Front-end source files
##############################
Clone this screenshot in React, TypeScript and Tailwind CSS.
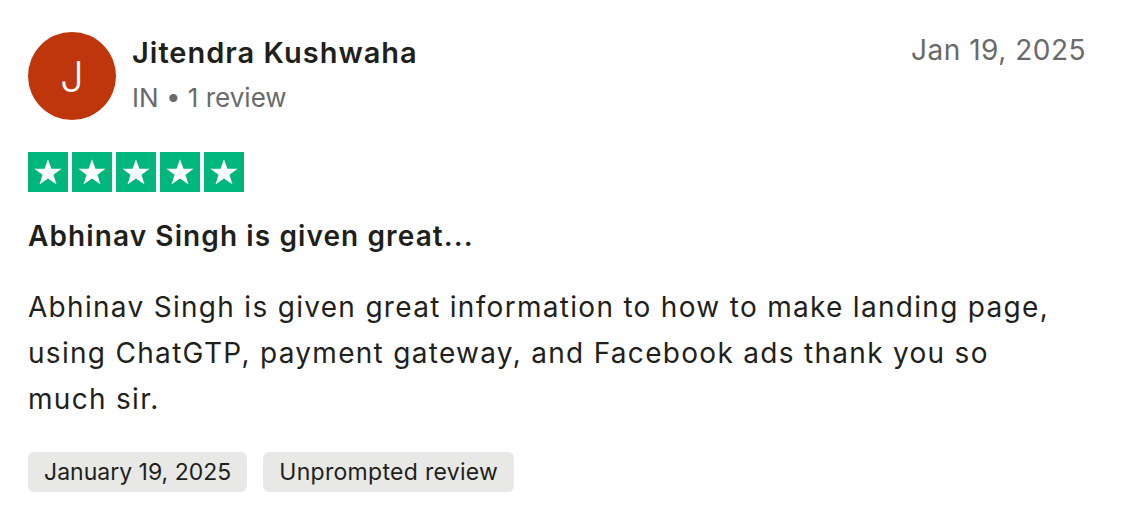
function StarBox() {
  return (
    <div className="w-10 h-10 bg-[#00b67a] flex items-center justify-center">
      <svg width="32" height="32" viewBox="0 0 24 24" fill="#fff">
        <path d="M12 2.5l2.6 7.1h7.6l-6.1 4.5 2.3 7.3L12 16.9l-6.4 4.5 2.3-7.3-6.1-4.5h7.6z" />
      </svg>
    </div>
  )
}

export default function App() {
  return (
    <div className="w-[1142px] h-[524px] bg-white px-7 pt-8 text-[#1f1f1c]" style={{ fontFamily: 'Inter, "Noto Sans", sans-serif' }}>
      {/* header */}
      <div className="flex items-start">
        <div className="w-[88px] h-[88px] rounded-full bg-[#c0360c] flex items-center justify-center text-white text-[42px] font-light shrink-0">
          J
        </div>
        <div className="ml-4 pt-1 flex-1">
          <div className="text-[29px] font-semibold leading-[34px] tracking-[1px]">Jitendra Kushwaha</div>
          <div className="text-[26px] leading-[32px] mt-[12px] text-[#696a6a]">IN • 1 review</div>
        </div>
        <div className="pt-[1px] pr-[28px] text-[28px] leading-[34px] tracking-[0.5px] text-[#696a6a]">Jan 19, 2025</div>
      </div>

      <div className="flex gap-[4px] mt-[32px]">
        <StarBox />
        <StarBox />
        <StarBox />
        <StarBox />
        <StarBox />
      </div>

      <div className="mt-[27px] text-[28px] font-semibold leading-[34px] tracking-[1.1px]">Abhinav Singh is given great...</div>

      <p className="mt-[31px] text-[28px] leading-[46px] tracking-[1.3px] max-w-[1035px]">
        Abhinav Singh is given great information to how to make landing page, using ChatGTP, payment gateway, and Facebook ads thank you so much sir.
      </p>

      <div className="flex gap-4 mt-[30px]">
        <span className="h-10 px-4 rounded-md bg-[#e8e8e6] flex items-center text-[23px]">January 19, 2025</span>
        <span className="h-10 px-4 rounded-md bg-[#e8e8e6] flex items-center text-[23px] tracking-[0.3px]">Unprompted review</span>
      </div>
    </div>
  )
}
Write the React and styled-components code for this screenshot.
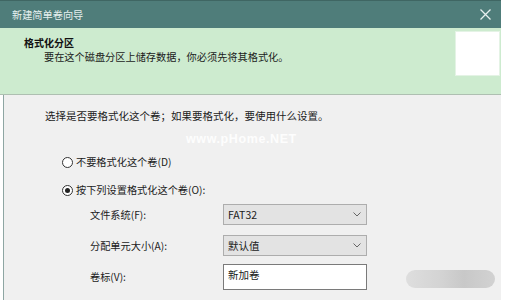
import React from "react";
import styled, { createGlobalStyle } from "styled-components";

const GlobalStyle = createGlobalStyle`
  html, body {
    margin: 0;
    padding: 0;
    background: #fff;
  }
  body {
    font-family: "Noto Sans CJK SC", "Noto Sans", sans-serif;
    font-size: 10px;
    color: #1b1b1b;
  }
`;

const Window = styled.div`
  position: relative;
  width: 501px;
  height: 300px;
  display: flex;
  flex-direction: column;
  overflow: hidden;
`;

const TitleBar = styled.div`
  height: 28px;
  flex: none;
  background: #4f7d7a;
  border-top: 1px solid #3f6663;
  box-sizing: border-box;
  display: flex;
  align-items: center;
  justify-content: space-between;
  padding: 0 6px 0 12px;
  color: #e6f0ef;
  font-size: 10.2px;
`;

const CloseButton = styled.div`
  width: 20px;
  height: 20px;
  display: flex;
  align-items: center;
  justify-content: center;
  svg {
    display: block;
  }
`;

const Header = styled.div`
  height: 67px;
  flex: none;
  box-sizing: border-box;
  background: #cdebcf;
  border-bottom: 1px solid #aebfb1;
  display: flex;
  justify-content: space-between;
  align-items: flex-start;
`;

const HeaderText = styled.div`
  padding: 8px 0 0 24px;
  line-height: 14px;
  h1 {
    margin: 0;
    font-size: 10px;
    font-weight: bold;
    color: #111;
  }
  p {
    margin: 0;
    padding-left: 20px;
    font-size: 10.2px;
  }
`;

const IconBox = styled.div`
  width: 43px;
  height: 43px;
  margin: 4px 2px 0 0;
  background: #fff;
  box-shadow: 0 0 0 1px #e4f3e5;
`;

const Content = styled.div`
  position: relative;
  flex: 1;
  min-height: 0;
  background: #f0f0f0;
  margin-left: 3px;
  border-left: 1px solid #8ea6a3;
  padding: 14px 0 0 41px;
  line-height: 14px;
`;

const Question = styled.div`
  font-size: 10.5px;
  margin-bottom: 32px;
`;

const RadioRow = styled.label`
  display: flex;
  align-items: center;
  margin-left: 17px;
  margin-bottom: ${(p) => p.$gap}px;
  font-size: 10.2px;
  gap: 3px;
`;

const RadioDot = styled.span`
  width: 9px;
  height: 9px;
  border-radius: 50%;
  border: 1px solid #333;
  background: #fff;
  display: flex;
  align-items: center;
  justify-content: center;
  &::after {
    content: "";
    width: 5px;
    height: 5px;
    border-radius: 50%;
    background: ${(p) => (p.$checked ? "#222" : "transparent")};
  }
`;

const FormGrid = styled.div`
  display: grid;
  grid-template-columns: 133px 144px;
  margin-left: 45px;
  align-items: center;
`;

const Label = styled.div`
  font-size: 10.2px;
  margin-bottom: ${(p) => p.$gap}px;
`;

const Select = styled.div`
  height: 21px;
  box-sizing: border-box;
  border: 1px solid #adadad;
  background: #e3e3e3;
  display: flex;
  align-items: center;
  justify-content: space-between;
  padding: 0 5px 0 4px;
  font-size: 10.5px;
  margin-bottom: ${(p) => p.$gap}px;
  font-family: "Noto Sans CJK SC", "Liberation Sans", sans-serif;
`;

const TextInput = styled.div`
  height: 26px;
  box-sizing: border-box;
  border: 1px solid #7a7a7a;
  background: #fff;
  padding: 3px 4px;
  font-size: 10.5px;
`;

const Watermark = styled.div`
  position: absolute;
  left: 182px;
  top: 37px;
  color: rgba(255, 255, 255, 0.9);
  font-family: "Liberation Sans", sans-serif;
  font-weight: bold;
  font-size: 12.5px;
  letter-spacing: 0.6px;
`;

const BlurBadge = styled.div`
  position: absolute;
  z-index: 2;
  right: 6px;
  bottom: 12px;
  width: 89px;
  height: 18px;
  border-radius: 9px;
  background: linear-gradient(
    90deg,
    #dedede 0%,
    #d3d3d3 40%,
    #c8c8c8 65%,
    #d2d2d2 100%
  );
`;

const Chevron = () => (
  <svg width="8" height="5" viewBox="0 0 8 5">
    <path d="M0.5 0.5 L4 4 L7.5 0.5" fill="none" stroke="#666" strokeWidth="1" />
  </svg>
);

const App = () => {
  return (
    <>
      <GlobalStyle />
      <Window>
        <TitleBar>
          <span>新建简单卷向导</span>
          <CloseButton>
            <svg width="11" height="11" viewBox="0 0 11 11">
              <path d="M0.5 0.5 L10.5 10.5 M10.5 0.5 L0.5 10.5" stroke="#e8f0ef" strokeWidth="1.3" />
            </svg>
          </CloseButton>
        </TitleBar>
        <Header>
          <HeaderText>
            <h1>格式化分区</h1>
            <p>要在这个磁盘分区上储存数据，你必须先将其格式化。</p>
          </HeaderText>
          <IconBox />
        </Header>
        <Content>
          <Question>选择是否要格式化这个卷；如果要格式化，要使用什么设置。</Question>
          <Watermark>www.pHome.NET</Watermark>
          <RadioRow $gap={14}>
            <RadioDot />
            不要格式化这个卷(D)
          </RadioRow>
          <RadioRow $gap={7}>
            <RadioDot $checked />
            按下列设置格式化这个卷(O):
          </RadioRow>
          <FormGrid>
            <Label $gap={10}>文件系统(F):</Label>
            <Select $gap={10}>
              <span>FAT32</span>
              <Chevron />
            </Select>
            <Label $gap={8}>分配单元大小(A):</Label>
            <Select $gap={8}>
              <span>默认值</span>
              <Chevron />
            </Select>
            <Label $gap={0}>卷标(V):</Label>
            <TextInput>新加卷</TextInput>
          </FormGrid>
          <BlurBadge />
        </Content>
      </Window>
    </>
  );
};

export default App;
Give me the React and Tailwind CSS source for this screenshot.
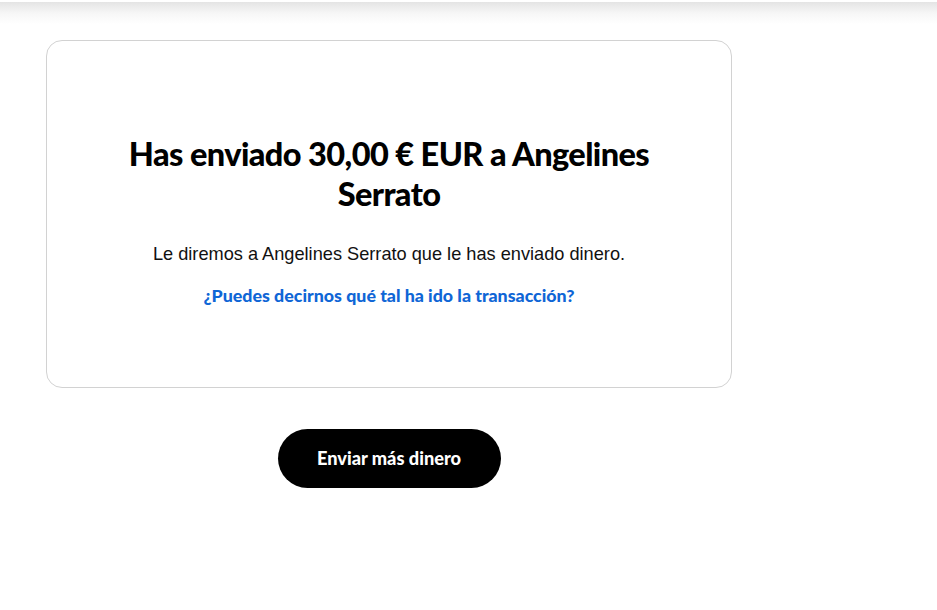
export default function App() {
  return (
    <div className="relative min-h-[610px] w-full bg-white" style={{ fontFamily: '"Liberation Sans", Arial, sans-serif' }}>
      <div className="h-[2px] bg-white" />
      <div className="h-[22px] bg-gradient-to-b from-[#e4e4e4] via-[#f6f6f6] to-white" />
      <div className="ml-[46px] w-[686px] pt-[16px]">
        <div className="flex h-[348px] flex-col items-center rounded-[16px] border border-[#d2d2d2] bg-white px-6 pt-[93px]">
          <h1 className="max-w-[560px] text-center font-['Lato',sans-serif] text-[32.5px] font-black leading-[40px] tracking-[-0.6px] text-black">
            Has enviado 30,00 € EUR a Angelines Serrato
          </h1>
          <p className="mt-[28px] text-center text-[18.2px] leading-[24px] text-[#111]">
            Le diremos a Angelines Serrato que le has enviado dinero.
          </p>
          <a href="#" className="mt-[17px] font-['Lato',sans-serif] text-[17.8px] font-black leading-[24px] text-[#0f66d6]">
            ¿Puedes decirnos qué tal ha ido la transacción?
          </a>
        </div>
        <div className="mt-[41px] flex justify-center">
          <button className="h-[59px] w-[223px] rounded-full bg-black font-['Lato',sans-serif] text-[18.2px] font-black text-white">
            Enviar más dinero
          </button>
        </div>
      </div>
    </div>
  );
}
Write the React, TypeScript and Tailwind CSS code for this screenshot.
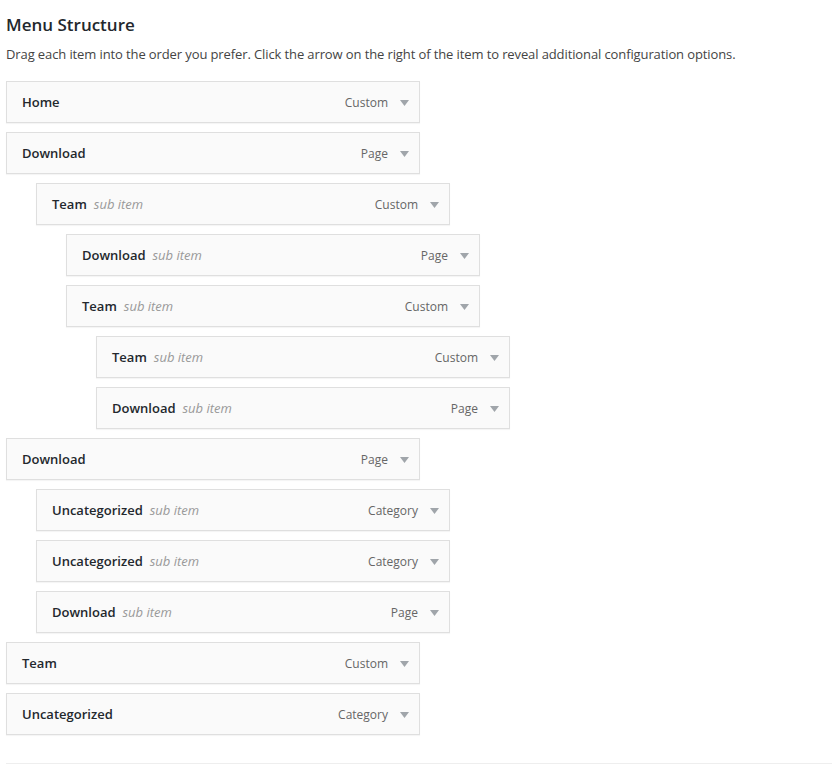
##############################
*TASK DIRECTIONS*
Above are the records; copy every line in them that holds the word "React".

*THE COMPLETED TASK*
Clone this screenshot in React, TypeScript and Tailwind CSS.
Write the React and styled-components code for this screenshot.
import React from "react";
Give me the React and Tailwind CSS source for this screenshot.
Write the React, TypeScript and Tailwind CSS code for this screenshot.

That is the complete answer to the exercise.